Not that this came as a sudden surprise, as Bill Blatch (Bordeaux expert and negociant) notes: “Back in November, many owners were already quietly confident that their ’10 was better than the already legendary ’09 but, coming hot on the heels of the hallowed 2009s, they seemed embarrassed to say it too loudly. Today, half of Bordeaux is less timid in assessing ’10 as great as, if not greater than ’09.” He adds, “There is one point of total agreement: It is totally different from its predecessor.”
What we appear to have is more of a stylistic shift, while the quality has remained essentially static in its excellence. This quality isn’t reserved to the top tiers of Bordeaux producers, either. David Peppercorn MW observes that wines are attractive at all levels, from lesser properties all the way up to Grand Crus: “Those with lesser sites have made excellent wines.” He added that he would be quite happy to list many of them as everyday wines at the prestigious West End Garrick Club, where he sits on the wine committee.
These are not wines for the faint-hearted, and in their excellence they are uncompromising. The average alcohol level is 14.5 per cent, peaking at 15.5 per cent in some cases. In addition, pH values are very low, acidity is obviously very high, and the tannins are formidable (ensuring fantastic ageing potential.)

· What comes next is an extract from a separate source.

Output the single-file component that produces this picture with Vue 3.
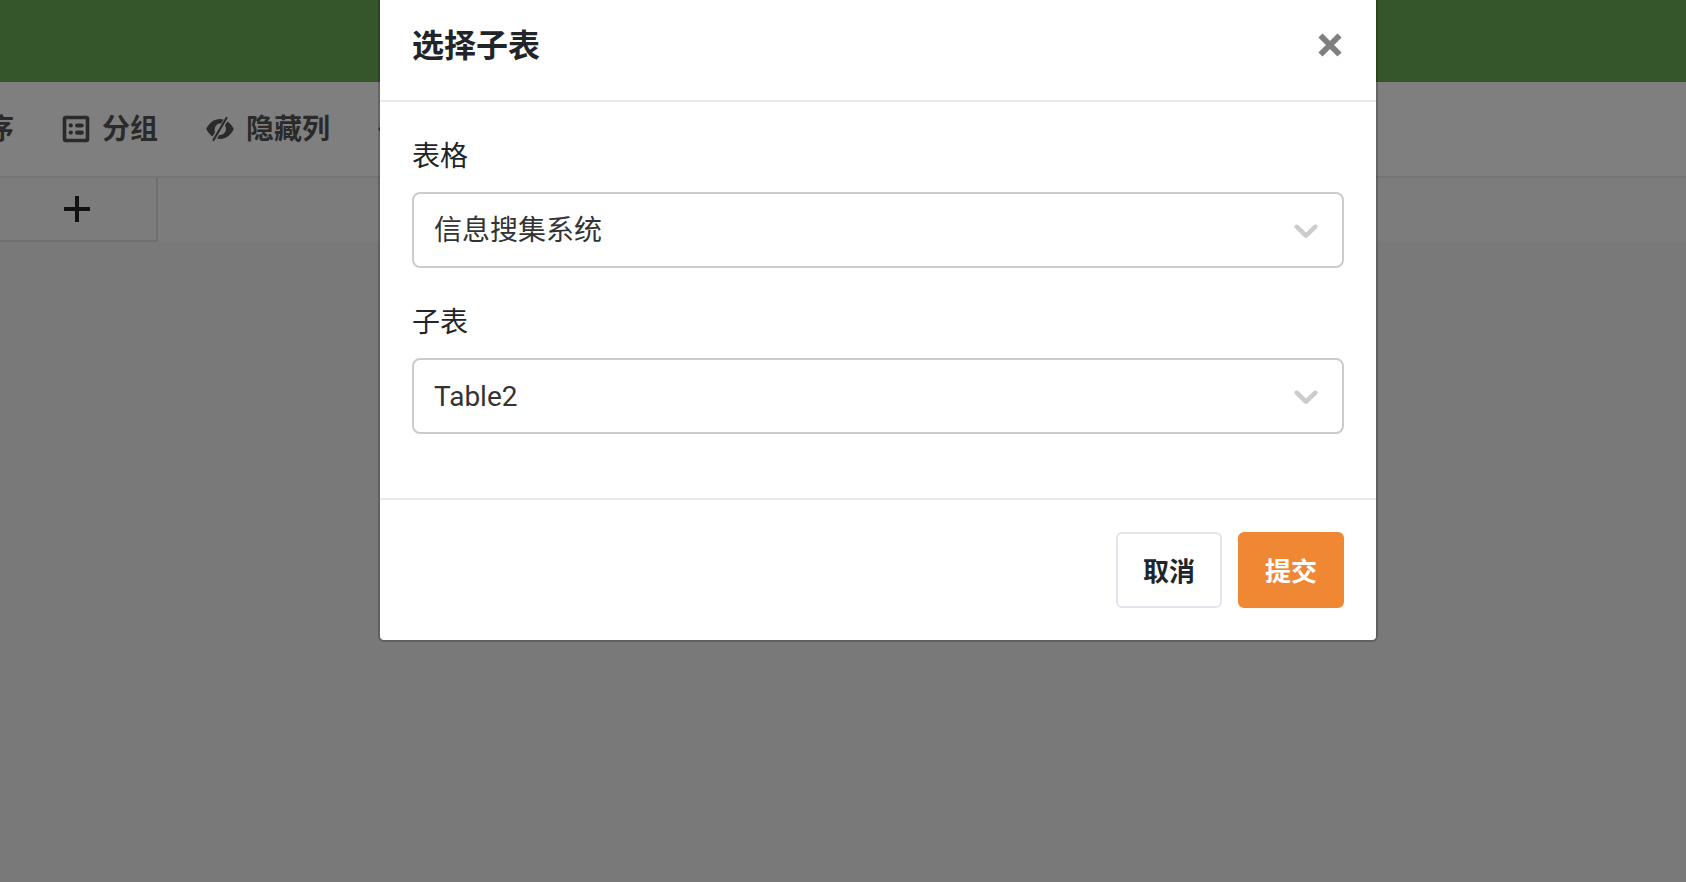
<script setup>
import { ref } from 'vue'

const table = ref('信息搜集系统')
const subtable = ref('Table2')
</script>

<template>
  <div class="page">
    <div class="app" inert>
      <header class="topbar"></header>
      <nav class="toolbar">
        <button class="tool" type="button"><span>排序</span></button>
        <button class="tool" type="button">
          <svg class="icon" viewBox="0 0 32 32" aria-hidden="true">
            <rect x="4.500" y="4.500" width="23" height="23" rx="1" fill="none" stroke="currentColor" stroke-width="3.600" />
            <circle cx="10.800" cy="12.400" r="2.100" fill="currentColor" />
            <circle cx="10.800" cy="19.600" r="2.100" fill="currentColor" />
            <rect x="15" y="10.400" width="8.800" height="4.200" rx="2.100" fill="currentColor" />
            <rect x="15" y="17.600" width="8.800" height="4.200" rx="2.100" fill="currentColor" />
          </svg>
          <span>分组</span>
        </button>
        <button class="tool" type="button">
          <svg class="icon" viewBox="0 0 32 32" aria-hidden="true">
            <path
              fill="currentColor"
              d="M19.500 6.500C18.400 6.200 17.200 6 16 6 10 6 5 10 2.200 16c1.500 3.200 3.700 5.800 6.300 7.500l2.600-4.300A6.500 6.500 0 0 1 17.400 10.200zM23.500 8.500C26.100 10.200 28.300 12.800 29.800 16 27 22 22 26 16 26c-1 0-2-.1-3-.4l2.200-3.500A6.300 6.300 0 0 0 21 12.500z"
            />
            <path d="M22.500 5L9.500 27" stroke="currentColor" stroke-width="2.200" stroke-linecap="round" />
          </svg>
          <span>隐藏列</span>
        </button>
        <button class="tool" type="button" aria-label="更多">
          <svg class="icon" viewBox="0 0 32 32" aria-hidden="true">
            <path d="M5 16h14M9 11l-5 5 5 5" fill="none" stroke="currentColor" stroke-width="3" stroke-linejoin="round" />
          </svg>
        </button>
      </nav>
      <div class="tabs">
        <button class="add" type="button" aria-label="添加">
          <svg class="plus" viewBox="0 0 28 28" aria-hidden="true">
            <path d="M14 1v26M1 14h26" stroke="currentColor" stroke-width="4" />
          </svg>
        </button>
      </div>
      <main class="canvas"></main>
    </div>

    <div class="overlay">
      <form class="modal" role="dialog" aria-labelledby="dialog-title" @submit.prevent>
        <div class="modal-header">
          <h1 id="dialog-title">选择子表</h1>
          <button class="close" type="button" aria-label="关闭">
            <svg viewBox="0 0 24 24" aria-hidden="true">
              <path d="M3.200 3.200L20.800 20.800M20.800 3.200L3.200 20.800" stroke="currentColor" stroke-width="5.400" />
            </svg>
          </button>
        </div>
        <div class="modal-body">
          <div class="field">
            <label for="table">表格</label>
            <div class="control">
              <select id="table" v-model="table">
                <option>信息搜集系统</option>
              </select>
              <svg class="chevron" viewBox="0 0 20 20" aria-hidden="true">
                <path
                  fill="currentColor"
                  d="M4.516 7.548c0.436-0.446 1.043-0.481 1.576 0l3.908 3.747 3.908-3.747c0.533-0.481 1.141-0.446 1.574 0 0.436 0.445 0.408 1.197 0 1.615-0.406 0.418-4.695 4.502-4.695 4.502-0.217 0.223-0.502 0.335-0.787 0.335s-0.570-0.112-0.789-0.335c0 0-4.287-4.084-4.695-4.502s-0.436-1.170 0-1.615z"
                />
              </svg>
            </div>
          </div>
          <div class="field">
            <label for="subtable">子表</label>
            <div class="control">
              <select id="subtable" v-model="subtable">
                <option>Table2</option>
              </select>
              <svg class="chevron" viewBox="0 0 20 20" aria-hidden="true">
                <path
                  fill="currentColor"
                  d="M4.516 7.548c0.436-0.446 1.043-0.481 1.576 0l3.908 3.747 3.908-3.747c0.533-0.481 1.141-0.446 1.574 0 0.436 0.445 0.408 1.197 0 1.615-0.406 0.418-4.695 4.502-4.695 4.502-0.217 0.223-0.502 0.335-0.787 0.335s-0.570-0.112-0.789-0.335c0 0-4.287-4.084-4.695-4.502s-0.436-1.170 0-1.615z"
                />
              </svg>
            </div>
          </div>
        </div>
        <div class="modal-footer">
          <button class="btn cancel" type="button">取消</button>
          <button class="btn submit" type="submit">提交</button>
        </div>
      </form>
    </div>
  </div>
</template>

<style>
body {
  overflow: hidden;
}
</style>

<style scoped>
.page {
  position: relative;
  min-height: 100vh;
  font-family: Roboto, "Noto Sans CJK SC", sans-serif;
  color: #212529;
}
.page * {
  box-sizing: border-box;
}
button {
  margin: 0;
  padding: 0;
  border: 0;
  background: none;
  font: inherit;
  color: inherit;
}
.app {
  display: flex;
  flex-direction: column;
  min-height: 100vh;
}
.topbar {
  height: 82px;
  background: #6aac57;
}
.toolbar {
  display: flex;
  align-items: center;
  gap: 46px;
  height: 96px;
  margin-left: -42px;
  border-bottom: 2px solid #eaeaea;
  background: #fff;
  color: #555;
  font-size: 28px;
  font-weight: 600;
}
.tool {
  display: flex;
  align-items: center;
  gap: 10px;
  flex: none;
  line-height: 42px;
}
.tool span {
  padding-top: 2px;
}
.icon {
  width: 32px;
  height: 32px;
}
.tabs {
  height: 64px;
  background: #f9f9f9;
}
.add {
  display: flex;
  align-items: center;
  justify-content: flex-end;
  width: 158px;
  height: 64px;
  padding-right: 65px;
  border-right: 2px solid #dedede;
  border-bottom: 2px solid #dedede;
}
.plus {
  width: 28px;
  height: 28px;
}
.canvas {
  flex: 1;
  background: #f2f2f2;
}
.overlay {
  position: absolute;
  inset: 0;
  padding: 0 308px 0 378px;
  background: rgba(0, 0, 0, 0.5);
}
.modal {
  border: 2px solid rgba(0, 0, 0, 0.2);
  border-top: 0;
  border-radius: 0 0 6px 6px;
  background: #fff;
  background-clip: padding-box;
}
.modal-header {
  display: flex;
  align-items: center;
  justify-content: space-between;
  padding: 20px 33px 30px 32px;
  border-bottom: 2px solid #e9eaf0;
}
h1 {
  margin: 0;
  padding-top: 2px;
  font-size: 32px;
  font-weight: 600;
  line-height: 48px;
}
.close {
  display: flex;
  color: #7f7f7f;
}
.close svg {
  width: 26px;
  height: 26px;
}
.modal-body {
  padding: 32px 32px 64px;
}
.field + .field {
  margin-top: 32px;
}
label {
  display: block;
  margin-bottom: 12px;
  font-size: 28px;
  line-height: 46px;
}
.control {
  position: relative;
}
select {
  appearance: none;
  display: block;
  width: 100%;
  height: 76px;
  padding: 0 80px 0 20px;
  border: 2px solid #ccc;
  border-radius: 8px;
  background: #fff;
  color: #333;
  font: inherit;
  font-size: 28px;
}
.chevron {
  position: absolute;
  top: 18px;
  right: 18px;
  width: 40px;
  height: 40px;
  color: #ccc;
  pointer-events: none;
}
.modal-footer {
  display: flex;
  justify-content: flex-end;
  gap: 16px;
  padding: 32px;
  border-top: 2px solid #e9eaf0;
}
.btn {
  height: 76px;
  padding: 0 25px 2px;
  border: 2px solid #e1e5ec;
  border-radius: 6px;
  font-size: 26px;
  font-weight: 600;
}
.submit {
  border-color: #f08833;
  background: #f08833;
  color: #fff;
}
</style>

Overall, these are ripe, dense wines packed with sweet fruit notes such as raspberry, strawberry and black cherry. Some are so richly flavourful that they take on a delicious ‘pruney’ dimension. Ordinarily this would be overpowering, but the keen balancing acidity keeps everything in check.
There is also what we might call a ‘rustic’ edge to many of these reds, in contrast to the silky voluptuousness of the 2009s. This is due to a searing hit of green tannins, which will develop and imbue the wine with steadily greater structure and balance.